Terry Jack – and others – say their livelihoods are at risk because they are not allowed to operate within 12 miles of the UK mainland if they take on crew from outside the European Union.

They say Border Force staff stop non-EU crew members from working on vessels if they are within this limit. As a result, local boats have to travel further afield for their catches with no guarantee of success.

Skippers maintain there is a “major shortage” of locally skilled men and, if the ruling isn’t changed, they could be forced to sell their boats.
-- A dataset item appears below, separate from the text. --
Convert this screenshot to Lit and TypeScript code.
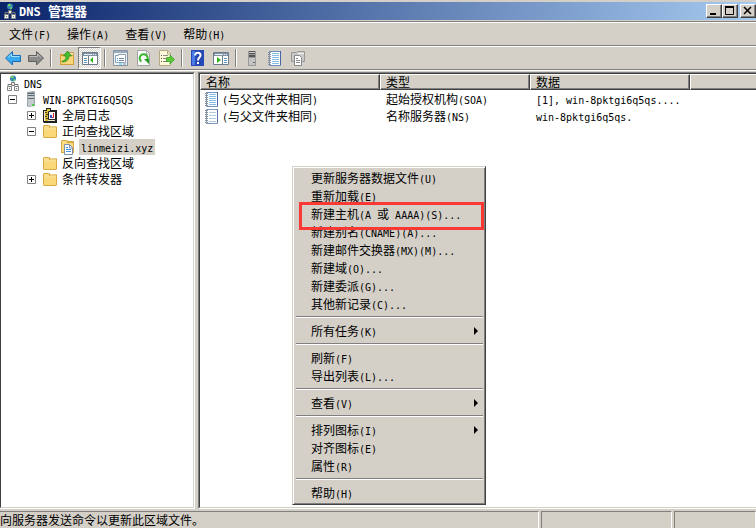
import { LitElement, html, css, svg, nothing } from "lit";
import { customElement, property } from "lit/decorators.js";
import { classMap } from "lit/directives/class-map.js";

/* Latin runs are set half as wide as the ideographs, as in a bitmap UI font. */
const mixed = (text: string) =>
  text
    .split(/([\x20-\x7e]+)/)
    .filter((run) => run.length > 0)
    .map((run) => (/^[\x20-\x7e]/.test(run) ? html`<span class="latin">${run}</span>` : run));

const textStyles = css`
  .latin {
    font-family: "DejaVu Sans Mono", monospace;
    font-size: 10px;
    line-height: 1;
    white-space: pre;
  }
  .icon {
    flex: none;
  }
  button {
    font: inherit;
    color: inherit;
    margin: 0;
    padding: 0;
    border: 0;
    background: none;
    text-align: left;
  }
`;

const ICONS: Record<string, unknown> = {
  dns: svg`
    <path d="M9 7v3M4 11V9.500H14V11" fill="none" stroke="#777" />
    <circle cx="9" cy="3.500" r="3" fill="#2f83b8" />
    <path d="M7 1.500l2-.8 1 1.600-2 1.200-1-.6zM9 4.500l2-.6v1.600l-1.500 1z" fill="#7ed657" />
    <path d="M7.500 7.500h3v3h-3z" fill="#eee" stroke="#777" />
    <path d="M3.500 11.500h4v4h-4zM10.500 11.500h4v4h-4z" fill="#f3f3f3" stroke="#858585" />
    <path d="M5 13.500h1M12 13.500h1" stroke="#777" />`,
  server: svg`
    <path d="M4 1l7-1 1 1v14l-7 1-1-1z" fill="#9aa3a8" />
    <path d="M5 2h6v13H5z" fill="#c3cbd0" />
    <path d="M5 2.500h6M5 4.500h6M5 7.500h6" stroke="#5c686f" />
    <path d="M9 13h2v2H9z" fill="#45d23b" />`,
  graysrv: svg`
    <path d="M4 1h8v15H4z" fill="#9a9a9a" />
    <path d="M5 1h6v3H5zM5 5h6v2H5z" fill="#555" />
    <path d="M5 2.500h6" stroke="#d0d0d0" />
    <path d="M5 8h6v7H5z" fill="#c4c4c4" />
    <path d="M9 12h2v1H9z" fill="#666" />`,
  folder: svg`
    <path d="M1 3l1-1h5l1 1h6l1 1v10l-1 1H2l-1-1z" fill="#d9a943" />
    <path d="M2 3h5v2h7v9H2z" fill="#f9df8c" />
    <path d="M2 7h12v7H2z" fill="#fbd879" />
    <path d="M8 4h6" stroke="#fff3bd" />`,
  zone: svg`
    <path d="M0 2l1-1h5l1 1h6v12H0z" fill="#d9a943" />
    <path d="M1 2h5v2h6v9H1z" fill="#fadc84" />
    <path d="M3.500 5.500h5l3 3v7h-8z" fill="#fff" stroke="#7d8fae" />
    <path d="M8.500 6v3h3" fill="none" stroke="#7d8fae" />
    <path d="M5 8.500h2M5 10.500h5M5 12.500h5" stroke="#3f94e6" />`,
  log: svg`
    <path d="M1 3h3V1h5v2h6v13H2l-1-1z" fill="#222" />
    <path d="M2 4h11v10H2z" fill="#eee9cf" />
    <path d="M3 4h3v10H3z" fill="#d8bd35" />
    <path d="M5 2h3v2H5z" fill="#d8d230" />
    <path d="M3 5.500h2M4 7.500h2M3 9.500h2M4 11.500h2" stroke="#4a401b" />
    <path d="M6.500 4.500h7v8h-7z" fill="#fff" stroke="#222" />
    <path d="M8 8h2v3H8z" fill="#3450d6" />
    <path d="M11.500 6v4.500H10" fill="none" stroke="#e02020" />`,
  note: svg`
    <path d="M2.500 1.500h11v14h-11z" fill="#fdfeff" stroke="#6f8fbe" />
    <path d="M13.500 1v14" stroke="#4766a8" />
    <path d="M5 3.500h7M5 5.500h7M5 7.500h7M5 9.500h7M5 11.500h7M5 13.500h7" stroke="#86bce2" />
    <path d="M1 2.500h3M1 4.500h3M1 6.500h3M1 8.500h3M1 10.500h3M1 12.500h3M1 14.500h3" stroke="#8b9199" />`,
  noteplain: svg`
    <path d="M2.500 1.500h11v14h-11z" fill="#fdfeff" stroke="#8296ba" />
    <path d="M13.500 1v14" stroke="#5a6ea8" />
    <path d="M5 4.500h7M5 7.500h7M5 10.500h7M5 13.500h7" stroke="#b5cadb" />
    <path d="M1 2.500h3M1 4.500h3M1 6.500h3M1 8.500h3M1 10.500h3M1 12.500h3M1 14.500h3" stroke="#8b9199" />`,
  back: svg`
    <path d="M.5 8L7.500 1.500V5.500H15.500V11.500H7.500V15z" fill="#38a9ee" stroke="#1b6bb4" />
    <path d="M3 7.500L6.500 4V6.500H14.500" fill="none" stroke="#a4e2ff" />`,
  forward: svg`
    <path d="M15.500 8L8.500 1.500V5.500H.5V11.500H8.500V15z" fill="#8b8b8b" stroke="#5e5e5e" />
    <path d="M1.500 6.500H9.500V4L13 7.500" fill="none" stroke="#bdbdbd" />`,
  up: svg`
    <path d="M1 4h5l1 1h8v10H1z" fill="#d29f3b" />
    <path d="M2 6h12v8H2z" fill="#fbd57a" />
    <path d="M9.500 2.500h5v3h-5z" fill="#f7e0a0" stroke="#c8a050" />
    <path d="M3 11c3 0 4-2 4-5H4.500L8.500 1l4 5H10c0 4-3 6-7 6z" fill="#45bf2c" stroke="#23891b" stroke-width=".7" />`,
  tree: svg`
    <path d="M.5 2.500h15v12H.5z" fill="#fff" stroke="#6c7b8c" />
    <path d="M1 3h14v3H1z" fill="#8393a5" />
    <path d="M2 4.500h8M11 4.500h1M13 4.500h1" stroke="#e9eef4" />
    <path d="M6.500 6v8" stroke="#6c7b8c" />
    <path d="M2 8.500h3M2 10.500h3M2 12.500h3" stroke="#5d91bf" />
    <path d="M11 7v6L8 10z" fill="#2fb41b" />`,
  panel: svg`
    <path d="M.5 2.500h15v12H.5z" fill="#fff" stroke="#6c7b8c" />
    <path d="M1 3h14v3H1z" fill="#8393a5" />
    <path d="M2 4.500h8M11 4.500h1M13 4.500h1" stroke="#e9eef4" />
    <path d="M9.500 6v8" stroke="#6c7b8c" />
    <path d="M11 8.500h3M11 10.500h3M11 12.500h3" stroke="#5d91bf" />
    <path d="M4 7v6l4-3z" fill="#2fb41b" />`,
  props: svg`
    <path d="M.5.5h14v15H.5z" fill="#eef2f6" stroke="#8593a4" />
    <path d="M1 2h13" stroke="#9cabbc" stroke-width="2" />
    <path d="M2.500 5.500h3v-1h7v8h-10z" fill="#fff" stroke="#8fa0b3" />
    <path d="M4 8.500h1M4 10.500h1" stroke="#2ea4ee" />
    <path d="M6 8.500h5M6 10.500h5" stroke="#708398" />
    <path d="M6 14h3" stroke="#34c3ff" /><path d="M10 14h3" stroke="#8593a4" />`,
  refresh: svg`
    <path d="M1.500.5h9l3 3v12h-12z" fill="#fbfbfb" stroke="#a4a4a4" />
    <path d="M10.500 1v3h3" fill="none" stroke="#aaa" />
    <path d="M5.500 11.500A4 4 0 1 1 10.500 11" fill="none" stroke="#35b52c" stroke-width="2" />
    <path d="M8 9h5v5z" fill="#219b1e" />`,
  exportlist: svg`
    <path d="M.5.5h8l3 3v12H.5z" fill="#fff8d9" stroke="#b4a783" />
    <path d="M8.500 1v3h3" fill="none" stroke="#b4a783" />
    <path d="M2 5.500h1M2 8.500h1M2 11.500h1" stroke="#555" />
    <path d="M4 5.500h5M4 8.500h4M4 11.500h5" stroke="#8a8a8a" />
    <path d="M7.500 7.500h3.500V5l4.500 4.500-4.500 4.500v-2.500H7.500z" fill="#5bcb35" stroke="#2b9a22" stroke-width=".7" />`,
  help: svg`
    <path d="M1 0h13v16H1z" fill="#2449b5" />
    <path d="M2 1h3v14H2z" fill="#4b7be8" />
    <path d="M5.200 5.500C5.200 1.500 11 2 10.500 5.500 10.300 7.500 8 7.500 8 10.500" fill="none" stroke="#fff" stroke-width="2" />
    <path d="M7 12h2v2H7z" fill="#fff" />`,
  copy: svg`
    <path d="M1.500 2.500h5l1-1h7v10h-13z" fill="#c9c9c9" stroke="#999" />
    <path d="M8 3.500h6" stroke="#f4f4f4" />
    <path d="M4.500 5.500h5l2 2v8h-7z" fill="#fff" stroke="#888" />
    <path d="M6 8.500h2M6 10.500h4M6 12.500h4" stroke="#888" />`,
};

const icon = (name: string) =>
  html`<svg class="icon" width="16" height="16" viewBox="0 0 16 16" aria-hidden="true">${ICONS[name]}</svg>`;

@customElement("title-bar")
class TitleBar extends LitElement {
  static styles = [
    textStyles,
    css`
      :host {
        display: flex;
        align-items: center;
        height: 18px;
        margin-top: 2px;
        padding-left: 1px;
        background: linear-gradient(to right, #0a246a, #a6caf0);
        color: #fff;
      }
      h1 {
        flex: 1;
        margin: 0 0 0 2px;
        font-size: 13px;
        line-height: 18px;
        font-weight: bold;
      }
      h1 .latin {
        font-size: 12px;
      }
      .caption {
        display: flex;
        align-items: center;
        justify-content: center;
        width: 16px;
        height: 14px;
        background: #d4d0c8;
        border: 1px solid;
        border-color: #fff #404040 #404040 #fff;
        box-shadow: inset -1px -1px #808080;
        box-sizing: border-box;
      }
      .close {
        margin-left: 2px;
      }
    `,
  ];
  render() {
    return html`
      ${icon("dns")}
      <h1>${mixed("DNS 管理器")}</h1>
      <button class="caption" aria-label="最小化">
        <svg width="12" height="10"><path d="M2 8h6" stroke="#000" stroke-width="2" /></svg>
      </button>
      <button class="caption" aria-label="最大化">
        <svg width="12" height="10"><path d="M1.500 1v7.500h8V1" fill="none" stroke="#000" /><path d="M1 1h9" stroke="#000" stroke-width="2" /></svg>
      </button>
      <button class="caption close" aria-label="关闭">
        <svg width="12" height="10"><path d="M2 1l7 7M9 1L2 8" stroke="#000" stroke-width="1.500" /></svg>
      </button>
    `;
  }
}

@customElement("tool-bar")
class ToolBar extends LitElement {
  static styles = [
    textStyles,
    css`
      :host {
        display: flex;
        height: 22px;
        padding-left: 1px;
      }
      .tool {
        display: flex;
        align-items: center;
        justify-content: center;
        width: 23px;
        height: 22px;
        box-sizing: border-box;
      }
      .pressed {
        border: 1px solid;
        border-color: #808080 #fff #fff #808080;
        background: repeating-conic-gradient(#fff 0 25%, #d4d0c8 0 50%) 0 0 / 2px 2px;
      }
      .divider {
        height: 18px;
        margin: 2px 3px;
        border-left: 1px solid #808080;
        border-right: 1px solid #fff;
      }
    `,
  ];
  private tools = [
    ["back", "后退"], ["forward", "前进"], null,
    ["up", "上移"], ["tree", "显示控制台树"], null,
    ["props", "属性"], ["refresh", "刷新"], ["exportlist", "导出列表"], null,
    ["help", "帮助"], ["panel", "显示操作窗格"], null,
    ["graysrv", "新建服务器"], ["note", "新建记录"], ["copy", "新建区域"],
  ];
  render() {
    return this.tools.map((tool) =>
      tool
        ? html`<button class=${classMap({ tool: true, pressed: tool[0] === "tree" })} aria-label=${tool[1]}>${icon(tool[0])}</button>`
        : html`<span class="divider"></span>`
    );
  }
}

interface Node {
  label: string;
  icon: string;
  open?: boolean;
  selected?: boolean;
  children?: Node[];
}

@customElement("console-tree")
class ConsoleTree extends LitElement {
  static styles = [
    textStyles,
    css`
      ul {
        list-style: none;
        margin: 0;
        padding: 0;
      }
      .root {
        padding: 1px 0 0 3px;
      }
      .level1 {
        padding-left: 4px;
      }
      .level2,
      .level3 {
        padding-left: 19px;
      }
      .row {
        display: flex;
        align-items: center;
        height: 16px;
      }
      .toggle,
      .blank {
        width: 9px;
        height: 9px;
        margin-right: 6px;
        flex: none;
      }
      .toggle {
        display: block;
      }
      .label {
        margin-left: 2px;
        padding: 0 2px;
        line-height: 16px;
        white-space: nowrap;
      }
      .selected {
        background: #d4d0c8;
      }
    `,
  ];
  private tree: Node = {
    label: "DNS",
    icon: "dns",
    open: true,
    children: [
      {
        label: "WIN-8PKTGI6Q5QS",
        icon: "server",
        open: true,
        children: [
          { label: "全局日志", icon: "log", open: false },
          {
            label: "正向查找区域",
            icon: "folder",
            open: true,
            children: [{ label: "linmeizi.xyz", icon: "zone", selected: true }],
          },
          { label: "反向查找区域", icon: "folder" },
          { label: "条件转发器", icon: "folder", open: false },
        ],
      },
    ],
  };
  private toggle(node: Node) {
    node.open = !node.open;
    this.requestUpdate();
  }
  private node(node: Node, depth: number): unknown {
    const box =
      depth === 0
        ? nothing
        : node.open === undefined
        ? html`<span class="blank"></span>`
        : html`<button class="toggle" aria-label=${node.label} @click=${() => this.toggle(node)}>
            <svg width="9" height="9" style="display:block">
              <path d="M.5.5h8v8h-8z" fill="#fff" stroke="#808080" />
              <path d=${node.open ? "M2 4.500h5" : "M2 4.500h5M4.500 2v5"} stroke="#000" />
            </svg>
          </button>`;
    return html`<li>
      <div class="row">
        ${box}${icon(node.icon)}<button class=${classMap({ label: true, selected: !!node.selected })}>${mixed(node.label)}</button>
      </div>
      ${node.children && node.open
        ? html`<ul class=${"level" + (depth + 1)}>${node.children.map((child) => this.node(child, depth + 1))}</ul>`
        : nothing}
    </li>`;
  }
  render() {
    return html`<ul class="root">${this.node(this.tree, 0)}</ul>`;
  }
}

@customElement("record-list")
class RecordList extends LitElement {
  static styles = [
    textStyles,
    css`
      table {
        width: 100%;
        table-layout: fixed;
        border-spacing: 0;
      }
      .c1 {
        width: 180px;
      }
      .c2 {
        width: 150px;
      }
      .c3 {
        width: 160px;
      }
      th {
        height: 16px;
        box-sizing: border-box;
        padding: 0 0 0 5px;
        line-height: 14px;
        font-weight: normal;
        text-align: left;
        background: #d4d0c8;
        border: 1px solid;
        border-color: #fff #404040 #404040 #fff;
        box-shadow: inset -1px -1px #808080;
      }
      .rest {
        border-right: 0;
        box-shadow: inset 0 -1px #808080;
      }
      td {
        height: 17px;
        padding: 0 0 0 6px;
        line-height: 17px;
        white-space: nowrap;
      }
      .name {
        display: flex;
        align-items: center;
        gap: 2px;
        margin-left: -2px;
      }
    `,
  ];
  private rows = [
    ["note", "(与父文件夹相同)", "起始授权机构(SOA)", "[1], win-8pktgi6q5qs...."],
    ["noteplain", "(与父文件夹相同)", "名称服务器(NS)", "win-8pktgi6q5qs."],
  ];
  render() {
    return html`<table>
      <thead>
        <tr>
          <th class="c1">名称</th>
          <th class="c2">类型</th>
          <th class="c3">数据</th>
          <th class="rest"></th>
        </tr>
      </thead>
      <tbody>
        ${this.rows.map(
          (row) => html`<tr>
            <td><div class="name">${icon(row[0])}<span>${mixed(row[1])}</span></div></td>
            <td>${mixed(row[2])}</td>
            <td>${mixed(row[3])}</td>
            <td></td>
          </tr>`
        )}
      </tbody>
    </table>`;
  }
}

@customElement("context-menu")
class ContextMenu extends LitElement {
  static styles = [
    textStyles,
    css`
      :host {
        display: flex;
        flex-direction: column;
        box-sizing: border-box;
        width: 194px;
        padding: 2px;
        background: #d4d0c8;
        border: 1px solid;
        border-color: #d4d0c8 #404040 #404040 #d4d0c8;
        box-shadow: inset 1px 1px #fff, inset -1px -1px #808080;
      }
      .item {
        position: relative;
        display: flex;
        align-items: center;
        justify-content: space-between;
        height: 18px;
        line-height: 18px;
        padding: 0 5px 0 16px;
        white-space: pre;
      }
      .arrow {
        border: 4px solid transparent;
        border-left-color: #000;
        border-right-width: 0;
      }
      .line {
        height: 0;
        margin: 3px 0 4px 1px;
        border: 0;
        border-top: 1px solid #808080;
        border-bottom: 1px solid #fff;
      }
      .marked::after {
        content: "";
        position: absolute;
        z-index: 1;
        inset: -3px -1px -7px 4px;
        border: 3px solid #fb3934;
      }
    `,
  ];
  @property() marked = "";
  private groups = [
    [
      "更新服务器数据文件(U)", "重新加载(E)", "新建主机(A 或 AAAA)(S)...", "新建别名(CNAME)(A)...",
      "新建邮件交换器(MX)(M)...", "新建域(O)...", "新建委派(G)...", "其他新记录(C)...",
    ],
    ["所有任务(K)>"],
    ["刷新(F)", "导出列表(L)..."],
    ["查看(V)>"],
    ["排列图标(I)>", "对齐图标(E)", "属性(R)"],
    ["帮助(H)"],
  ];
  render() {
    return this.groups.map(
      (group, index) => html`${index ? html`<hr class="line" />` : nothing}${group.map((entry) => {
        const label = entry.replace(">", "");
        return html`<button class=${classMap({ item: true, marked: label === this.marked })} role="menuitem"><span>${mixed(label)}</span>${label === entry ? nothing : html`<span class="arrow"></span>`}</button>`;
      })}`
    );
  }
}

@customElement("app-root")
class AppRoot extends LitElement {
  static styles = [
    textStyles,
    css`
      :host {
        position: relative;
        display: flex;
        flex-direction: column;
        height: 100vh;
        overflow: hidden;
        background: #d4d0c8;
        color: #000;
        font-family: "Noto Sans CJK SC", sans-serif;
        font-size: 12px;
      }
      .band {
        border-top: 1px solid #808080;
        box-shadow: inset 0 1px #fff;
        padding-top: 1px;
      }
      .menubar {
        display: flex;
        gap: 16px;
        height: 22px;
        margin-top: 1px;
        padding-left: 9px;
      }
      .menubar button {
        line-height: 22px;
      }
      .panes {
        flex: 1;
        min-height: 0;
        display: grid;
        grid-template-columns: 195px 1fr;
        gap: 3px;
        padding: 2px 0;
      }
      .pane {
        min-width: 0;
        overflow: hidden;
        background: #fff;
        border: 1px solid;
        border-color: #404040 #d4d0c8 #d4d0c8 #404040;
      }
      .frame {
        display: grid;
        min-width: 0;
        border-top: 1px solid #808080;
        border-bottom: 1px solid #fff;
      }
      .left {
        border-right: 1px solid #fff;
      }
      .right {
        border-left: 1px solid #808080;
      }
      .right .pane {
        border-right: 0;
      }
      .status {
        display: grid;
        grid-template-columns: 1fr 131px 82px;
        gap: 2px;
        height: 17px;
      }
      .cell {
        border: 1px solid #808080;
        border-right-color: #fff;
        border-bottom: 0;
        line-height: 16px;
        white-space: nowrap;
      }
      .message {
        border-left: 0;
      }
      .popup {
        position: absolute;
        left: 292px;
        top: 166px;
      }
    `,
  ];
  render() {
    return html`
      <title-bar></title-bar>
      <nav class="band menubar">
        ${["文件(F)", "操作(A)", "查看(V)", "帮助(H)"].map((name) => html`<button>${mixed(name)}</button>`)}
      </nav>
      <div class="band"><tool-bar></tool-bar></div>
      <div class="band panes">
        <div class="frame left"><div class="pane"><console-tree></console-tree></div></div>
        <div class="frame right"><div class="pane"><record-list></record-list></div></div>
      </div>
      <footer class="status">
        <div class="cell message">向服务器发送命令以更新此区域文件。</div>
        <div class="cell"></div>
        <div class="cell"></div>
      </footer>
      <context-menu class="popup" role="menu" marked="新建主机(A 或 AAAA)(S)..."></context-menu>
    `;
  }
}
And Highland politicians are backing the fishermen’s concerns. 
Western Isles MP Angus MacNeil is calling on Brandon Lewis, the UK government’s Minister of State for Immigration, to step in and help. 
While Skye, Ross and Lochaber MP, Ian Blackford, hopes “this ridiculous state of affairs can be addressed.” 

Mr Jack from Gairloch is a trawler skipper who fishes for prawns and langoustines. The 41 year-old employs 10 crew – seven Britons and three Sri Lankans. He said: “The best prawns come from West Coast waters, but I have had to go far from home to fish because of this ruling, so it’s a loss to the local economy. “It is almost impossible to recruit locally as there is a major shortage of skilled men.

“I don’t want my business to go to the wall. But If this continues I’ll have to sell up due to rules that are impossible to adhere to.

Skipper Angus MacLeod from Barra said: “I am trying to get my previous engineer, a Ghanaian national, to return to work on my vessel. He is being detained at Edinburgh airport on the basis that my boat doesn’t spend enough time in international waters. “We regularly fish there, but we have to make up the numbers required to put to sea and fish safely. “It’s extremely difficult to access a full complement of local crew.”

In March, Mr MacNeil hit out at the Home Office for failing to reintroduce a scheme which would allow non-European Economic Area, EEA, nationals to work in the industry. He said: “This inaction is hurting the industry as it is a struggle to crew these vessels. I know of men desperate to return to the boats they worked on.” Mr Blackford added: “This industry is vital for us so I have taken the matter up with the Home Office.”

A Home Office spokeswoman said: “It remains the government’s policy not to operate migration schemes for non-EEA nationals coming to fill vacancies at lower skill levels while employers have unrestricted access to labour from elsewhere in the EU.”